Botafogo aus Rio de Janeiro steht sportlich und finanziell vor dem Kollaps. Für die Rettung des traditionsreichen Klubs soll nun ausgerechnet der 35-jährige Ex-Herthaner Salomon Kalou sorgen.
Es ist ein Bild mit Symbolcharakter: Salomon Kalou (35) und Keisuke Honda (34) entbieten einander den „Corona-Handshake“: Faust an Faust. Hinter den beiden, an einer Hauswand: ein leicht verblasstes Mural, das Garrincha zeigt, den fraglos besten Spieler, den Botafogo jemals hervorgebracht hat. Garrincha aber ist längst Vergangenheit. Er ruht auf einem Friedhof in Magé vor den Toren Rios.
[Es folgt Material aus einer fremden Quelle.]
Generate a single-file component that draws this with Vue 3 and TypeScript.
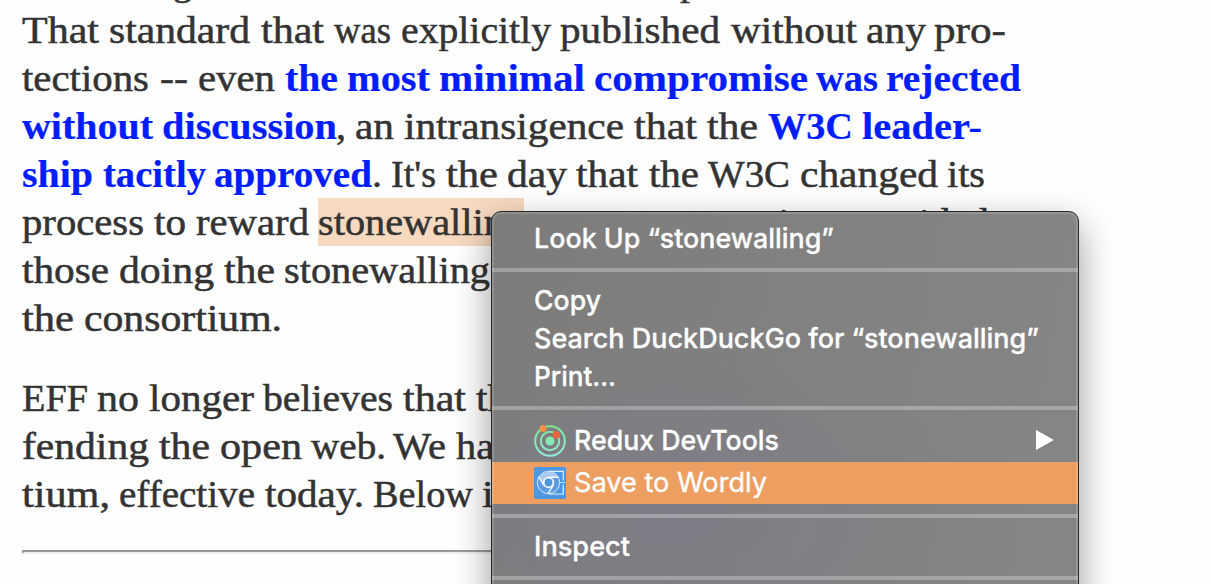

Kalou und Honda sollen die Zukunft sein – falls Botafogo, der Abstiegskandidat vom Zuckerhut, überhaupt noch eine Zukunft hat.
Früher, ja früher, da war man noch wer: Das Duell zwischen Botafogo und Fluminense heißt in Rio schlicht „Classico Vovo“ (Opa-Klassiker), weil es das älteste Derby der Stadt ist. Ursprünglich als Ruderclub gegründet, war Botafogo de Futebol e Regatas immerhin 21-mal Fußball-Regionalmeister von Rio und zweimal brasilianischer Meister (zuletzt 1995). Neben dem zweifachen Weltmeister Garrincha (1958 und 62) trugen unzählige weitere Zauberer wie Leonidas, Nilton Santos, Mario Zagallo, Jairzinho oder Alemao das schwarz-weiße Sternwappen auf der Brust. Der größte Star im Botafogo-Trikot aber war Donald Duck. Viele Jahre watschelte der Comic-Held als (in)offizielles Vereinsmaskottchen durchs Stadion, bis der Disney-Konzern plötzlich Lizenzgebühren verlangte.
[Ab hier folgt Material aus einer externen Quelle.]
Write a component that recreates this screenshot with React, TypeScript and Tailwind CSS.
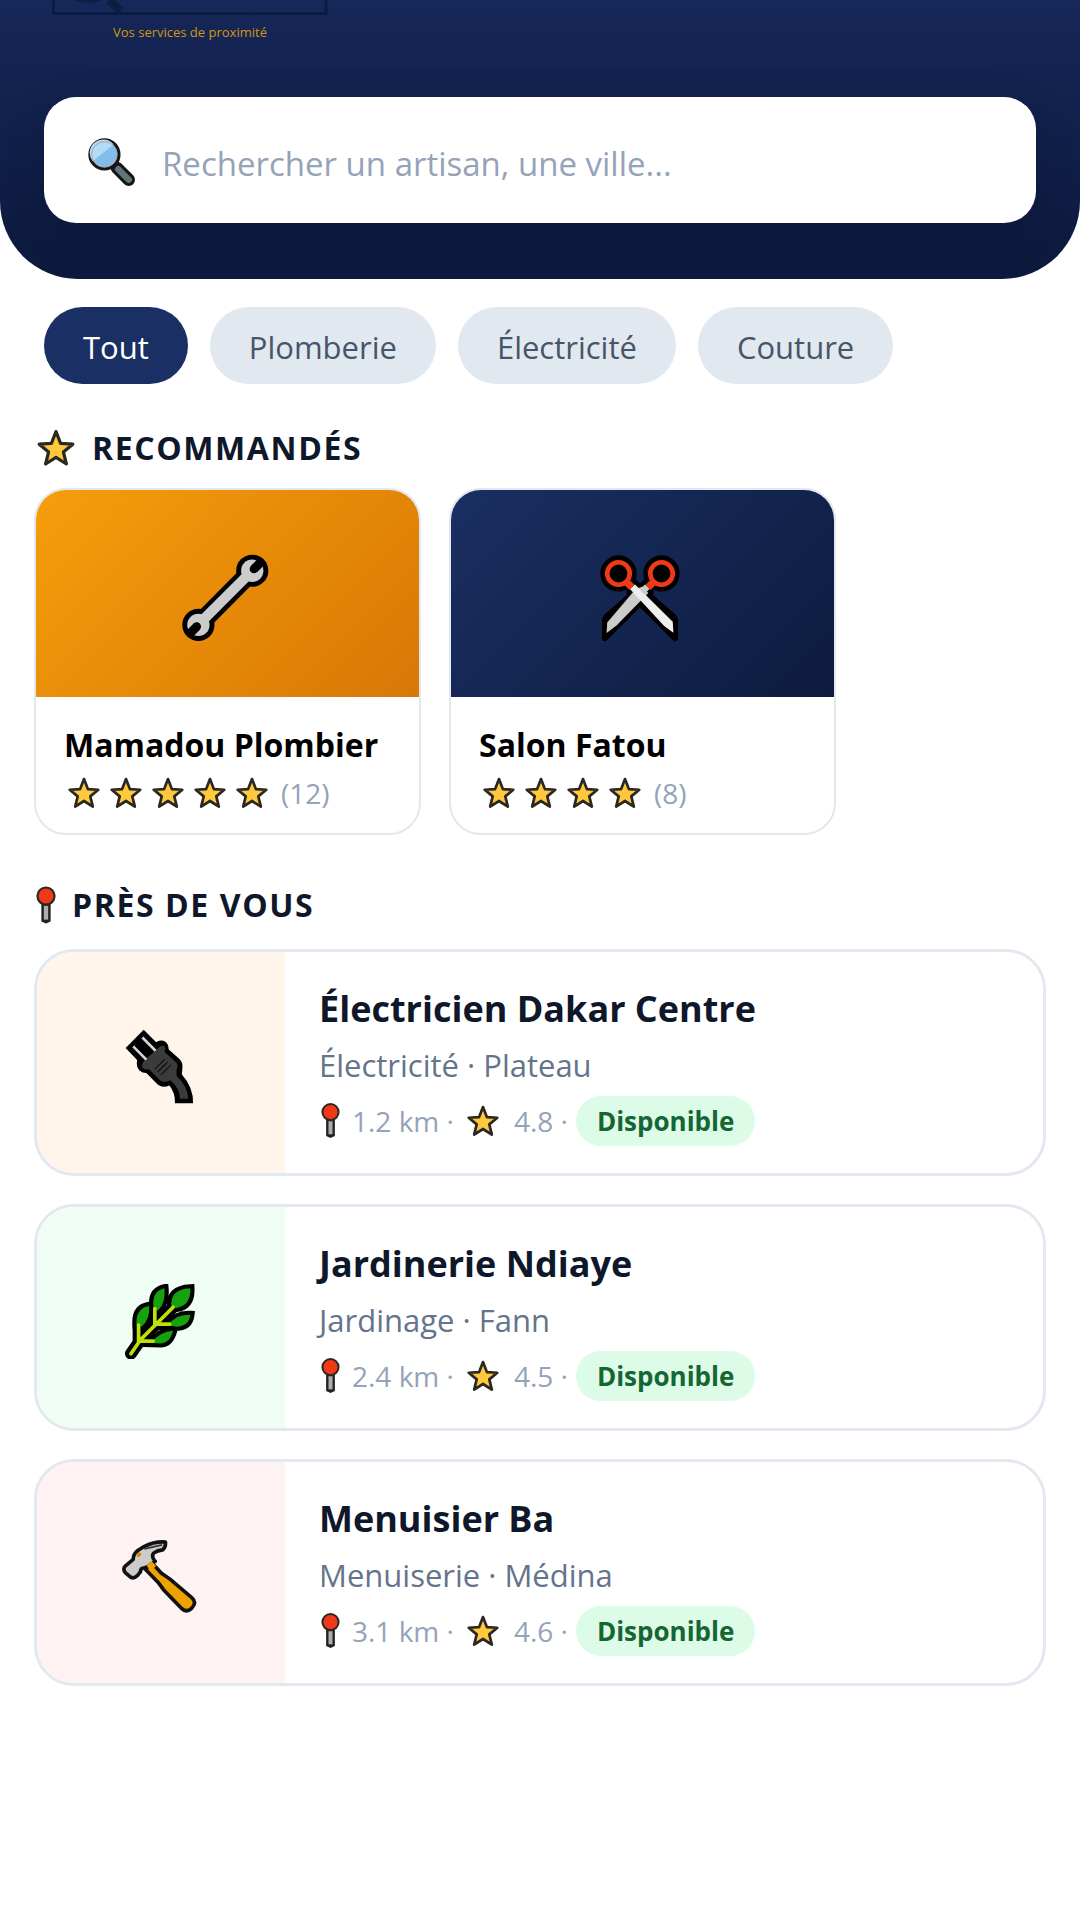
import { useState } from "react";

type IconProps = { className?: string };

const categories = ["Tout", "Plomberie", "Électricité", "Couture"];

const recommended = [
  {
    id: 1,
    name: "Mamadou Plombier",
    stars: 5,
    reviews: 12,
    Icon: WrenchIcon,
    bg: "bg-linear-135 from-[#f59e0b] to-[#d97706]",
  },
  {
    id: 2,
    name: "Salon Fatou",
    stars: 4,
    reviews: 8,
    Icon: ScissorsIcon,
    bg: "bg-linear-135 from-[#1a2f63] to-[#0d1b3e]",
  },
];

const nearby = [
  {
    id: 1,
    name: "Électricien Dakar Centre",
    info: "Électricité · Plateau",
    distance: "1.2 km",
    rating: "4.8",
    Icon: PlugIcon,
    bg: "bg-[#fff5eb]",
  },
  {
    id: 2,
    name: "Jardinerie Ndiaye",
    info: "Jardinage · Fann",
    distance: "2.4 km",
    rating: "4.5",
    Icon: LeafIcon,
    bg: "bg-[#f0fdf4]",
  },
  {
    id: 3,
    name: "Menuisier Ba",
    info: "Menuiserie · Médina",
    distance: "3.1 km",
    rating: "4.6",
    Icon: HammerIcon,
    bg: "bg-[#fef2f2]",
  },
];

function StarIcon({ className }: IconProps) {
  return (
    <svg viewBox="0 0 100 100" className={className} aria-hidden="true">
      <path
        d="M50 9 61.5 38.6 92 40.4 68.5 60 76 90 50 73.5 24 90 31.5 60 8 40.4 38.5 38.6Z"
        fill="#ffc83d"
        stroke="#2b2822"
        strokeWidth="8"
        strokeLinejoin="round"
      />
    </svg>
  );
}

function PinIcon({ className }: IconProps) {
  return (
    <svg viewBox="0 0 56 104" className={className} aria-hidden="true">
      <path d="M15 44H41V98L28 104 15 98Z" fill="#222" />
      <path d="M22 54H34V93H22Z" fill="#adadad" />
      <circle cx="28" cy="27" r="24" fill="#f03a17" stroke="#2b2822" strokeWidth="6" />
    </svg>
  );
}

function SearchIcon({ className }: IconProps) {
  return (
    <svg viewBox="262 411 146 150" className={className} aria-hidden="true">
      <path d="M350 504 386 540" stroke="#151515" strokeWidth="38" strokeLinecap="round" />
      <path d="M354 508 386 540" stroke="#5f7378" strokeWidth="20" strokeLinecap="round" />
      <circle cx="312" cy="463" r="44" fill="#82bdee" stroke="#151515" strokeWidth="10" />
      <path d="M276 484A40 40 0 0 1 340 433Z" fill="#b3daf6" />
      <circle cx="312" cy="463" r="39" fill="none" stroke="#a9a39d" strokeWidth="3" />
    </svg>
  );
}

function WrenchIcon({ className }: IconProps) {
  return (
    <svg viewBox="540 252 268 266" className={className} aria-hidden="true">
      <circle cx="757" cy="302" r="49" />
      <circle cx="593" cy="467" r="49" />
      <path d="M593 467 757 302" stroke="#000" strokeWidth="58" />
      <path d="M605 454 744 315" stroke="#ccc" strokeWidth="31" />
      <circle cx="757" cy="302" r="34" fill="#ccc" />
      <circle cx="593" cy="467" r="34" fill="#ccc" />
      <path d="M762 297 784 275M588 472 566 494" stroke="#000" strokeWidth="27" />
      <circle cx="762" cy="297" r="13" />
      <circle cx="588" cy="472" r="13" />
    </svg>
  );
}

function ScissorsIcon({ className }: IconProps) {
  return (
    <svg viewBox="509 252 244 266" className={className} aria-hidden="true">
      <circle cx="566" cy="311" r="55" />
      <circle cx="696" cy="311" r="55" />
      <path d="M590 345 610 322 738 435Q746 442 746 452V510Q740 520 730 512L590 372Z" />
      <path d="M672 345 652 322 524 435Q516 442 516 452V510Q522 520 532 512L672 372Z" />
      <path d="M618 358 640 350 656 370 560 468 530 491 532 459Z" fill="#ccc" />
      <path d="M600 357 616 344 730 457 732 490 704 470Z" fill="#eee" />
      <path d="M660 357 646 344 630 360 644 374Z" fill="#ccc" />
      <path d="M590 337 607 353M672 337 655 353" stroke="#f03a17" strokeWidth="22" />
      <circle cx="566" cy="311" r="34" stroke="#f03a17" strokeWidth="14" />
      <circle cx="696" cy="311" r="34" stroke="#f03a17" strokeWidth="14" />
    </svg>
  );
}

function PlugIcon({ className }: IconProps) {
  return (
    <svg viewBox="374 508 208 228" className={className} aria-hidden="true">
      <path d="M430 510 375 566 410 602Q406 622 417 634Q426 642 438 642L468 672Q484 690 508 680Q526 702 525 734H580Q582 686 546 646L548 622Q548 608 537 598L506 570Q506 550 490 544Q476 540 468 548Z" />
      <path
        d="M436 600 471 569Q482 556 493 560Q498 568 493 578L524 605Q538 616 530 630L530 650Q564 682 565 720H540Q540 688 511 664Q490 675 478 662L446 630Q432 634 425 624Q424 610 436 600Z"
        fill="#3b3b3b"
      />
      <path d="M426 534 466 574M398 561 438 601" stroke="#d4d4d4" strokeWidth="8" />
      <path d="M464 630 494 600M473 638 503 608M483 647 513 617" stroke="#111" strokeWidth="4" />
    </svg>
  );
}

function LeafIcon({ className }: IconProps) {
  const leaves =
    "M455 322Q448 268 512 265Q514 318 470 324ZM402 328Q392 275 434 265Q438 310 415 331ZM350 378Q345 325 388 318Q390 360 365 380ZM445 376Q470 342 512 345Q508 380 470 381ZM394 430Q420 395 460 393Q450 430 425 431Z";
  const stems = "M333 462 362 420 460 322M405 326V373H450M356 376V424H400";
  return (
    <svg viewBox="312 252 214 226" className={className} aria-hidden="true">
      <path d={leaves} stroke="#000" strokeWidth="25" />
      <path d={stems} stroke="#000" strokeWidth="36" fill="none" strokeLinecap="round" />
      <path d={leaves} fill="#16a20c" />
      <path d={stems} stroke="#bfdf0a" strokeWidth="11" fill="none" strokeLinecap="round" />
    </svg>
  );
}

function HammerIcon({ className }: IconProps) {
  return (
    <svg viewBox="304 264 228 224" className={className} aria-hidden="true">
      <path
        d="M396 336 424 366 450 384 516 440Q532 454 518 470Q504 488 486 474L430 416 414 394 375 354Z"
        fill="#eda200"
        stroke="#111"
        strokeWidth="11"
        strokeLinejoin="round"
      />
      <path
        d="M436 271Q402 269 371 285L352 297Q338 308 338 324L313 345Q306 354 314 364L330 378Q340 384 350 374L360 362Q360 350 370 350L380 347 405 330Q392 316 400 305Q412 296 428 295Q438 286 436 271Z"
        fill="#ccc"
        stroke="#111"
        strokeWidth="11"
        strokeLinejoin="round"
      />
      <path d="M379 342 394 330 408 344 390 360Z" fill="#eda200" />
      <path d="M350 314 360 305" stroke="#c98a00" strokeWidth="12" />
      <path d="M372 292 426 280" stroke="#333" strokeWidth="5" />
    </svg>
  );
}

function LogoFrame({ className }: IconProps) {
  return (
    <svg viewBox="0 0 276 16" className={className} aria-hidden="true">
      <path d="M1.5 0V13.5H274V0" fill="none" stroke="#0a1c45" strokeWidth="3" />
      <path d="M23 0Q36 6 50 0Z" fill="#08213f" />
      <path d="M57 0 69 11" stroke="#08213f" strokeWidth="8" />
    </svg>
  );
}

export default function App() {
  const [active, setActive] = useState("Tout");
  const [search, setSearch] = useState("");

  return (
    <div className="min-h-screen bg-white font-['Open_Sans','Noto_Sans',sans-serif]">
      <header className="rounded-b-[78px] bg-linear-to-b from-[#162759] to-[#0c193c] px-11 pb-14">
        <div className="ml-2 flex w-[276px] flex-col items-center">
          <LogoFrame className="h-4 w-full" />
          <p className="mt-1.5 mb-[55px] text-[13px] leading-5 text-[#d4950f]">
            Vos services de proximité
          </p>
        </div>

        <label className="flex h-[126px] items-center gap-[26px] rounded-[32px] bg-white px-11 pt-1 shadow-[0_10px_40px_rgba(0,0,0,0.15)]">
          <SearchIcon className="h-[50px] w-12 shrink-0" />
          <input
            type="text"
            aria-label="Rechercher"
            value={search}
            onChange={(e) => setSearch(e.target.value)}
            placeholder="Rechercher un artisan, une ville..."
            className="min-w-0 flex-1 bg-transparent pt-1 text-[33px] text-[#1e293b] outline-none placeholder:text-[#94a3b8]"
          />
        </label>
      </header>

      <nav className="flex gap-[22px] overflow-hidden px-11 pt-7">
        {categories.map((c) => (
          <button
            key={c}
            type="button"
            onClick={() => setActive(c)}
            className={`h-[77px] shrink-0 rounded-full px-[39px] pt-1 text-[31px] ${
              active === c ? "bg-[#1a2f63] text-white" : "bg-[#e2e8f0] text-[#475569]"
            }`}
          >
            {c}
          </button>
        ))}
      </nav>

      <main className="px-[34px] pb-14">
        <section className="pt-10">
          <h2 className="mb-4 flex h-12 items-center gap-4 pl-0.5 text-[32px] font-bold tracking-wider text-[#0f172a]">
            <StarIcon className="size-10" />
            RECOMMANDÉS
          </h2>
          <div className="flex gap-7 overflow-hidden">
            {recommended.map(({ id, name, stars, reviews, Icon, bg }) => (
              <article
                key={id}
                className="w-[387px] shrink-0 overflow-hidden rounded-[32px] border-2 border-[#e2e8f0] bg-white"
              >
                <div className={`flex h-[207px] items-center justify-center pt-2 pr-1.5 ${bg}`}>
                  <Icon className="h-[88px] w-[88px]" />
                </div>
                <div className="px-7 pt-6 pb-4">
                  <h3 className="text-[32px] leading-[48px] font-bold whitespace-nowrap text-black">
                    {name}
                  </h3>
                  <p className="flex h-12 items-center gap-2 pl-[3px] text-[28px] text-[#94a3b8]">
                    {Array.from({ length: stars }).map((_, i) => (
                      <StarIcon key={i} className="size-[34px]" />
                    ))}
                    <span className="pl-1">({reviews})</span>
                  </p>
                </div>
              </article>
            ))}
          </div>
        </section>

        <section className="pt-[46px]">
          <h2 className="mb-5 flex h-12 items-center gap-4 pl-0.5 text-[32px] font-bold tracking-wider text-[#0f172a]">
            <PinIcon className="h-[38px] w-5" />
            PRÈS DE VOUS
          </h2>
          <div className="flex flex-col gap-7">
            {nearby.map(({ id, name, info, distance, rating, Icon, bg }) => (
              <article
                key={id}
                className="flex h-[227px] overflow-hidden rounded-[40px] border-[3px] border-[#e2e8f0] bg-white"
              >
                <div
                  className={`flex w-[248px] shrink-0 items-center justify-center pt-2 pr-1 ${bg}`}
                >
                  <Icon className="h-[75px] w-[75px]" />
                </div>
                <div className="flex flex-col justify-center pt-1 pl-[34px]">
                  <h3 className="text-[36px] leading-[56px] font-bold text-[#0f172a]">{name}</h3>
                  <p className="text-[31px] leading-[56px] text-[#64748b]">{info}</p>
                  <p className="flex h-14 items-center text-[28px] text-[#94a3b8]">
                    <PinIcon className="mr-3 ml-0.5 h-[35px] w-[19px]" />
                    {distance} ·
                    <StarIcon className="mr-3.5 ml-3 size-[34px]" />
                    {rating} ·
                    <span className="ml-2 flex h-[50px] items-center rounded-full bg-[#dcfce7] px-[21px] pt-0.5 text-[26px] font-bold text-[#166534]">
                      Disponible
                    </span>
                  </p>
                </div>
              </article>
            ))}
          </div>
        </section>
      </main>
    </div>
  );
}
1991 musste Donald gehen, er war zu teuer. Dafür investierte Botafogo immer wieder in potente Spieler, um sich aus dem langen Schatten der großen Nachbarn Flamengo, Fluminense und Vasco da Gama zu befreien. Hollywood-Transfers wie der des Clarence Seedorf im Jahr 2012 sorgten für Furore und sogar für kleinere Erfolge. Doch nichts von alledem war nachhaltig. Der Klub türmte einen Schuldenberg auf: 150 Millionen Dollar – mehr Verbindlichkeiten hat kein brasilianischer Klub. Die sportliche Substanz ist derweil arg zusammengeschrumpft: transfermarkt.de schätzt den kumulierten Wert des Botafogo-Kaders auf gerade mal 22,8 Millionen Euro. Die Mannschaft ist kaum noch Erstliga-tauglich.
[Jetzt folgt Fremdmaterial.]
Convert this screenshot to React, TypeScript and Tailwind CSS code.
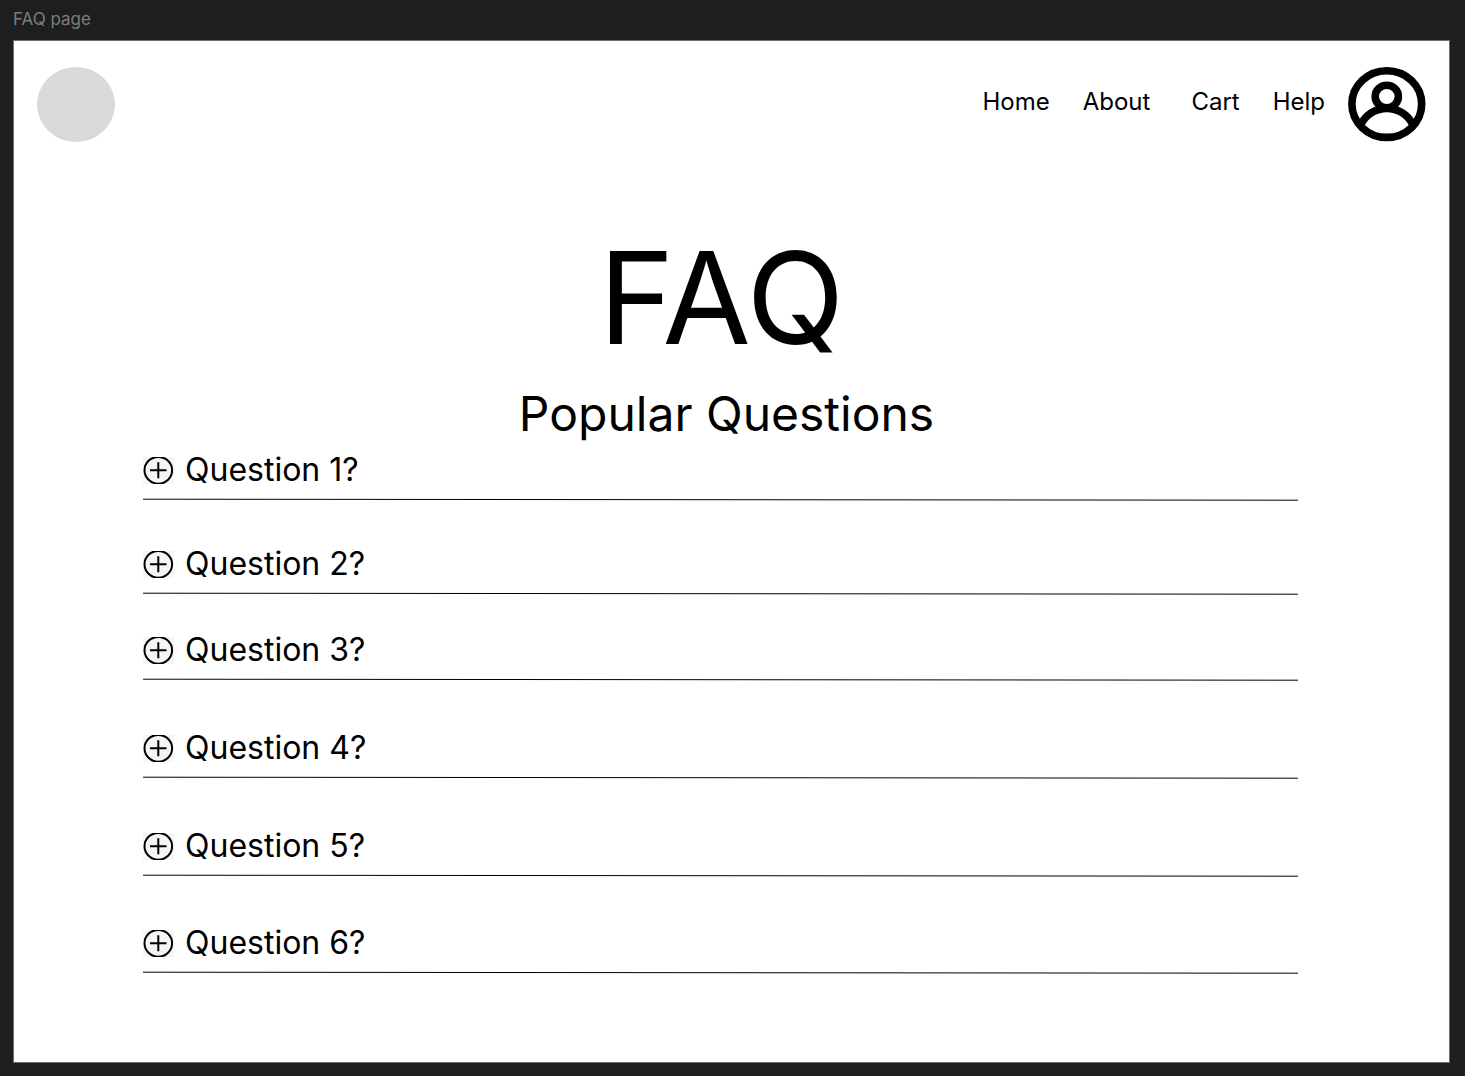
const questions = [
  { label: "Question 1?", space: "" },
  { label: "Question 2?", space: "mt-[43px]" },
  { label: "Question 3?", space: "mt-[35px]" },
  { label: "Question 4?", space: "mt-[47px]" },
  { label: "Question 5?", space: "mt-[47px]" },
  { label: "Question 6?", space: "mt-[46px]" },
];

function PlusIcon() {
  return (
    <svg className="h-[27px] w-[31px] shrink-0 bg-[#f5f5f5]" viewBox="0 0 31 27" fill="none" stroke="black" strokeWidth="2" aria-hidden="true">
      <ellipse cx="15.3" cy="13.3" rx="13.8" ry="13.4" />
      <path d="M7 13.3H23.5M15.3 5.3V21.3" />
    </svg>
  );
}

function UserIcon() {
  return (
    <svg className="h-[75px] w-[78px]" viewBox="0 0 78 75" fill="none" stroke="black" strokeWidth="7.6" aria-hidden="true">
      <ellipse cx="38.8" cy="37.1" rx="34.9" ry="33.3" />
      <ellipse cx="38.8" cy="29.5" rx="11.6" ry="11.2" />
      <path d="M13.2 57A28.8 28.8 0 0 1 64.4 57" />
    </svg>
  );
}

// Divider that drops one pixel over its whole width.
function Rule() {
  return (
    <svg className="mt-2 block h-[3px] w-full" viewBox="0 0 1155 3" preserveAspectRatio="none" aria-hidden="true">
      <path d="M0 1.2L1155 2.2" stroke="black" strokeWidth="1" />
    </svg>
  );
}

export default function App() {
  return (
    <div className="flex min-h-screen flex-col bg-[#1e1e1e] pr-[15px] pb-[13px] pl-[13px] font-['Inter',sans-serif] text-black">
      <p className="pt-[7px] pb-[9px] text-[17px] leading-6 text-[#7d7d7d]">FAQ page</p>
      <div className="flex-1 border border-[#6e6e6e] bg-white">
        <header className="flex items-center justify-between px-[23px] pt-[26px]">
          <a href="#" aria-label="Logo" className="h-[75px] w-[78px] rounded-[50%] bg-[#d9d9d9]" />
          <nav className="flex items-center text-2xl">
            <div className="mr-[23px] flex gap-[33px] pb-[6px]">
              <a href="#">Home</a>
              <a href="#">About</a>
              <a href="#" className="ml-2">Cart</a>
              <a href="#">Help</a>
            </div>
            <a href="#" aria-label="Account"><UserIcon /></a>
          </nav>
        </header>
        <main className="pr-[151px] pl-[129px]">
          <h1 className="mt-[92px] pl-0.5 text-center text-[128px] leading-[128px]">FAQ</h1>
          <h2 className="mt-7 pl-3 text-center text-5xl leading-[48px]">Popular Questions</h2>
          <ul className="mt-3">
            {questions.map((q) => (
              <li key={q.label} className={q.space}>
                <button type="button" className="flex w-full items-center gap-[11px] text-left text-[32px] leading-10">
                  <PlusIcon />
                  {q.label}
                </button>
                <Rule />
              </li>
            ))}
          </ul>
        </main>
      </div>
    </div>
  );
}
Spätestens seit Corona ist die Lage beim einstigen Garrincha-Klub so schlecht, dass jederzeit die Lichter ausgehen könnten – und zwar buchstäblich: In jüngerer Vergangenheit blieb der Verein nicht nur einige Gehälter schuldig, man konnte auch die Wasser- und Stromrechnungen zeitweise nicht begleichen. Um den endgültigen Kollaps zu verhindern, schoben die Bosse Mitte August ihre vielleicht allerletzte Patrone in den Lauf: Ausgerechnet Salomon Kalou, bei Hertha BSC zuerst aus sportlichen Gründen ausgemustert, später aufgrund seines laxen Umgangs mit der Pandemie in Ungnade gefallen, soll Botafogo aus der Krise ballern.